Thursday, February 20, 2014

Leading the way for CoxHealth leaders


This month, we sat down with Dr. Bob Lunn, CoxHealth’s executive director of leadership development. Over the past year and a half, Dr. Lunn has developed CoxHealth’s Leadership Institute. For him, it’s the latest chapter in a career that has combined hands-on health administration and leadership as a university professor.

His path has led him from some of the nation’s largest academic medical institutions to Missouri State University, where he founded a Master of Health Administration program 15 years ago. He chuckles when he says that CEO Steve Edwards occasionally refers to him as a “wise old man.” The fact remains: you can learn a lot from a 30-minute conversation with someone who has spent more than 40 years as a leader and a trainer of leaders. Here’s a bit of what he had to say:

• I got into hospital administration by accident. During the Vietnam War, the draft drove me to a medical service corps commission and the rest is history.

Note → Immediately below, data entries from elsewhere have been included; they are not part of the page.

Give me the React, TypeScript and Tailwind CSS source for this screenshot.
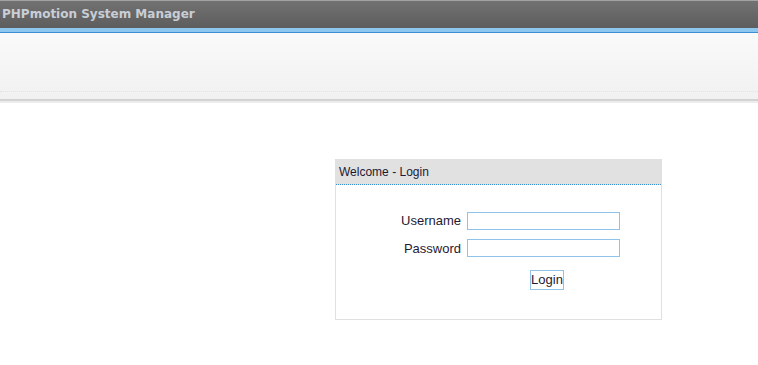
import React from "react";

export default function App() {
  return (
    <div className="min-h-screen bg-white font-['Liberation_Sans',Arial,sans-serif]">
      {/* Top bar */}
      <div className="h-[28px] border-t border-[#a3a3a5] bg-gradient-to-b from-[#727272] to-[#5d5d5d] pl-[2px]">
        <h1 className="font-['DejaVu_Sans',Verdana,sans-serif] text-[12px] font-bold leading-[26px] text-[#c9ced6]">
          PHPmotion System Manager
        </h1>
      </div>
      <div className="h-[4px] bg-[#8dc6ee]" />
      <div className="h-[1px] bg-[#3d8fd3]" />

      {/* Toolbar area */}
      <div className="h-[66px] bg-gradient-to-b from-[#fafafa] to-[#f1f1f1]">
        <div className="h-[59px] border-b border-dotted border-[#e2e2e2]" />
      </div>
      <div className="h-[2px] bg-[#d2d2d2]" />
      <div className="h-[2px] bg-[#ececec]" />

      {/* Login box */}
      <div className="ml-[335px] mt-[56px] w-[327px] border border-t-0 border-[#e0e0e0]">
        <div className="h-[26px] border-b border-dotted border-[#3d8fd3] bg-[#e1e1e1] pl-[3px] text-[12px] leading-[26px] text-[#1e1a33]">
          Welcome - Login
        </div>
        <div className="pt-[26px] pb-[29px] text-[13px] text-[#1e1a33]">
          <div className="flex items-center">
            <label className="w-[125px] text-right">Username</label>
            <input
              type="text"
              className="ml-[6px] h-[18px] w-[153px] border border-[#8fc3ea] bg-white outline-none"
            />
          </div>
          <div className="mt-[8px] flex items-center">
            <label className="w-[125px] text-right">Password</label>
            <input
              type="password"
              className="ml-[6px] h-[18px] w-[153px] border border-[#8fc3ea] bg-white outline-none"
            />
          </div>
          <div className="mt-[12px] pl-[194px]">
            <button className="h-[20px] w-[34px] border border-[#8fc3ea] bg-white text-[13px] leading-[18px] text-[#1e1a33]">
              Login
            </button>
          </div>
        </div>
      </div>
    </div>
  );
}
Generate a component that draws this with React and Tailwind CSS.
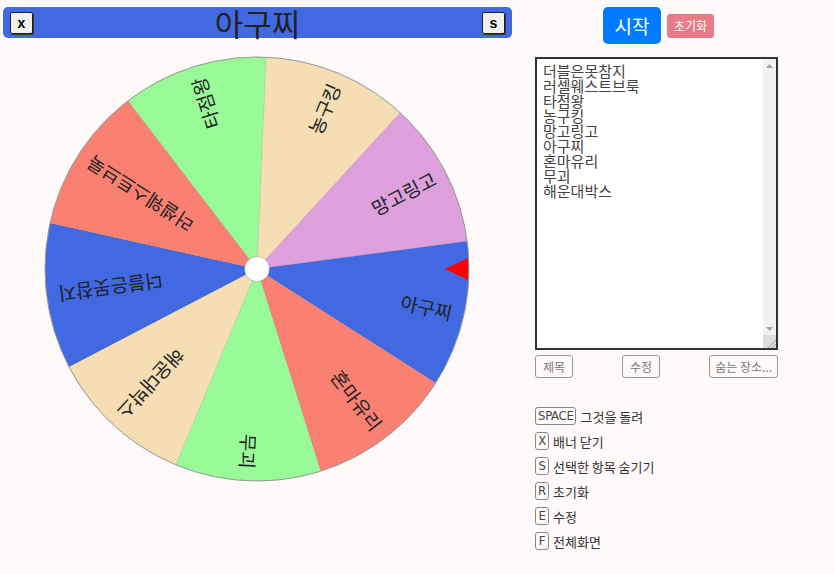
import { useState } from "react";

const items = ["더블은못참지", "러셀웨스트브룩", "타점왕", "농구킹", "망고링고", "아구찌", "혼마유리", "무괴", "해운대박스"];
const colors = ["#4169e1", "#fa8072", "#98fb98", "#f5deb3", "#dda0dd"];

const shortcuts = [
  ["SPACE", "그것을 돌려"],
  ["X", "배너 닫기"],
  ["S", "선택한 항목 숨기기"],
  ["R", "초기화"],
  ["E", "수정"],
  ["F", "전체화면"],
];

function Wheel() {
  const c = 214;
  const r = 212;
  const step = 360 / items.length;
  const pt = (deg) => {
    const a = (deg * Math.PI) / 180;
    return [c + r * Math.cos(a), c + r * Math.sin(a)];
  };

  return (
    <svg width="428" height="428" viewBox="0 0 428 428">
      {items.map((name, i) => {
        const start = 152.5 + step * i;
        const end = start + step;
        const [x1, y1] = pt(start);
        const [x2, y2] = pt(end);
        return (
          <path
            key={name}
            d={`M${c},${c} L${x1},${y1} A${r},${r} 0 0 1 ${x2},${y2} Z`}
            fill={colors[i % colors.length]}
            stroke="rgba(0,0,0,0.12)"
            strokeWidth="0.6"
          />
        );
      })}
      {items.map((name, i) => {
        const mid = 172.5 + step * i;
        return (
          <g key={name} transform={`translate(${c} ${c}) rotate(${mid})`}>
            <text
              x="200"
              y="0"
              textAnchor="end"
              dominantBaseline="central"
              fontSize="19"
              fill="#222"
              fontFamily="'Noto Sans CJK KR', sans-serif"
            >
              {name}
            </text>
          </g>
        );
      })}
      <circle cx={c} cy={c} r={r} fill="none" stroke="#9a9a9a" strokeWidth="1" />
      <circle cx={c} cy={c} r="12.5" fill="#fff" stroke="rgba(0,0,0,0.25)" strokeWidth="0.8" />
      <polygon points="402,214 425,203 425,225" fill="#ff0000" />
    </svg>
  );
}

export default function App() {
  const [list, setList] = useState(items.join("\n"));

  return (
    <div className="w-[835px] h-[574px] bg-[#fffafa] flex font-['Noto_Sans_CJK_KR',sans-serif] overflow-hidden">
      {/* left: banner + wheel */}
      <div className="w-[514px] flex flex-col items-center">
        <div className="mt-[7px] ml-[1px] w-[509px] h-[31px] rounded-[5px] bg-[#4169e1] flex items-center justify-between px-[7px]">
          <button className="w-[23px] h-[22px] bg-[#f0f0f0] border border-[#222] rounded-[2px] shadow-[1px_1px_0_#333] text-[14px] leading-none font-bold text-black font-['Liberation_Sans',sans-serif]">
            x
          </button>
          <div className="text-[31px] leading-[31px] text-[#222]">아구찌</div>
          <button className="w-[23px] h-[22px] bg-[#f0f0f0] border border-[#222] rounded-[2px] shadow-[1px_1px_0_#333] text-[14px] leading-none font-bold text-black font-['Liberation_Sans',sans-serif]">
            s
          </button>
        </div>
        <div className="mt-[17px]">
          <Wheel />
        </div>
      </div>

      {/* right: controls */}
      <div className="ml-[21px] w-[243px] flex flex-col">
        <div className="mt-[7px] flex items-center justify-center gap-[6px] pl-[4px]">
          <button className="w-[58px] h-[37px] rounded-[5px] bg-[#007bff] text-white text-[19px] leading-none">
            시작
          </button>
          <button className="w-[47px] h-[24px] rounded-[3px] bg-[#e87b86] text-white text-[12px] leading-none">
            초기화
          </button>
        </div>

        {/* list editor with a drawn scrollbar */}
        <div className="mt-[13px] w-[243px] h-[293px] bg-white border-2 border-[#333] flex">
          <textarea
            value={list}
            onChange={(e) => setList(e.target.value)}
            className="flex-1 h-full bg-white pl-[6px] pr-[2px] pt-[4px] text-[15px] leading-[15px] text-[#444] overflow-hidden resize-none outline-none"
          />
          <div className="w-[13px] h-full bg-[#f1f1f1] flex flex-col">
            <div className="h-[13px] flex items-center justify-center">
              <svg width="7" height="4" viewBox="0 0 7 4"><polygon points="0,4 3.5,0 7,4" fill="#a3a3a3" /></svg>
            </div>
            <div className="flex-1" />
            <div className="h-[13px] flex items-center justify-center">
              <svg width="7" height="4" viewBox="0 0 7 4"><polygon points="0,0 7,0 3.5,4" fill="#a3a3a3" /></svg>
            </div>
            <div className="h-[13px] bg-[#dcdcdc] flex items-end justify-end">
              <svg width="10" height="10" viewBox="0 0 10 10">
                <line x1="2" y1="10" x2="10" y2="2" stroke="#999" strokeWidth="0.8" />
                <line x1="6" y1="10" x2="10" y2="6" stroke="#999" strokeWidth="0.8" />
              </svg>
            </div>
          </div>
        </div>

        <div className="mt-[5px] flex justify-between">
          <button className="h-[23px] px-[7px] border border-[#999] rounded-[3px] text-[12px] text-[#777]">제목</button>
          <button className="h-[23px] px-[7px] border border-[#999] rounded-[3px] text-[12px] text-[#777]">수정</button>
          <button className="h-[23px] px-[5px] border border-[#999] rounded-[3px] text-[12px] text-[#777]">숨는 장소...</button>
        </div>

        <div className="mt-[29px] flex flex-col gap-[7px]">
          {shortcuts.map(([key, label]) => (
            <div key={key} className="flex items-center gap-[4px] h-[18px]">
              <span className="h-[18px] px-[2px] min-w-[14px] flex items-center justify-center border border-[#888] rounded-[3px] bg-white/40 text-[13px] text-[#444] tracking-[-0.3px] font-['Liberation_Sans_Narrow','DejaVu_Sans_Condensed',sans-serif] [font-stretch:condensed]">
                {key}
              </span>
              <span className="text-[13px] text-[#333] leading-none">{label}</span>
            </div>
          ))}
        </div>
      </div>
    </div>
  );
}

• When I was first training, I remember seeing patients – especially little kids – who were really sick, and it was troubling to me. I wondered if I could do this long term. The more I got into it, the more I really got a heart for what was going on with patients. We trained right on the clinical floors with house staff and nurses, and that training made me sure I would never do anything else.

• I’ve been blessed to have a career that has combined academic work and hospital administration practice. Being able to do both is what I set out to do – it’s the only thing I’ve ever planned that worked out like I hoped it would when I was 25 or 30.

• I put myself through my MHA with three jobs, working as a guard at a juvenile correctional facility and working overnight in the blood gas lab at Duke. In the evenings after class, I worked as a dancing waiter – but not the Chippendales kind. The bartender and the wait staff at our club were all men and part of our job was to do dance routines – like The Temptations – and to dance with the women in the club. I was glad to get my MHA done and get just one job!

• As part of my life plan, I knew that around age 50 I wanted to run an MHA program. I looked all over the country for opportunities and the one that popped up was here at Missouri State. I was an attractive candidate to them because I was willing to start it from the ground up. I think I was the only one who would take that job (laughs).

• CoxHealth is so attractive because there’s a real commitment to developing leadership, even in a time when resources are tight.

• People are hungry here, they want the opportunity to train. We have our own college, we’re training our own professionals, and as we get involved with the MU medical school and the BJC Collaborative, we have the chance to become more academically oriented.

• To be effective as a leader, you need to have an authentic relationship with the people working close to you. Everybody has their battles; everyone has their scars. Great leaders know and appreciate the backstory and they’re effective in matching the skills of the people they work with to the needs of the organization.

• Leaders don’t have to be geniuses, but they have to be thoughtful and intelligent. They have to be able to analyze data, put things together and see patterns. And they have to have the willingness to lead.

• Great leaders have an intense curiosity, achievement orientation and a high level of conscientiousness – people who grab something and don’t let it go until it’s done. Leaders need tangibles – like critical thinking and the ability to solve problems – and intangibles, like force of personality, what you might call “sparkle” or “thrust.”

• You can get caught up in the drama and the details of doing your own job and you can forget that your main job is to make your boss more effective. We all have a boss and when you’re sensitive to how you can help the boss be more effective, your worth to the organization goes up dramatically.

• Leadership is a huge responsibility. You’re affecting lives – first our patients, and then the people who work for you. To do this poorly is a form of professional ‘malpractice.’

• With my kids grown up, my interests outside of work are mostly church-related. I’m chair of the board of trustees at Schweitzer United Methodist, and I serve as a Stephen Minister – counseling people through bad situations. To some extent the things I do outside of work are still work (laughs). If I had life to do over again, I’d learn to play golf!

• If I wasn’t doing this, I would probably be a teacher. Or maybe a nurse or a psychologist, working with people and helping them with their challenges. If I had it to do over again, I’d look seriously at that.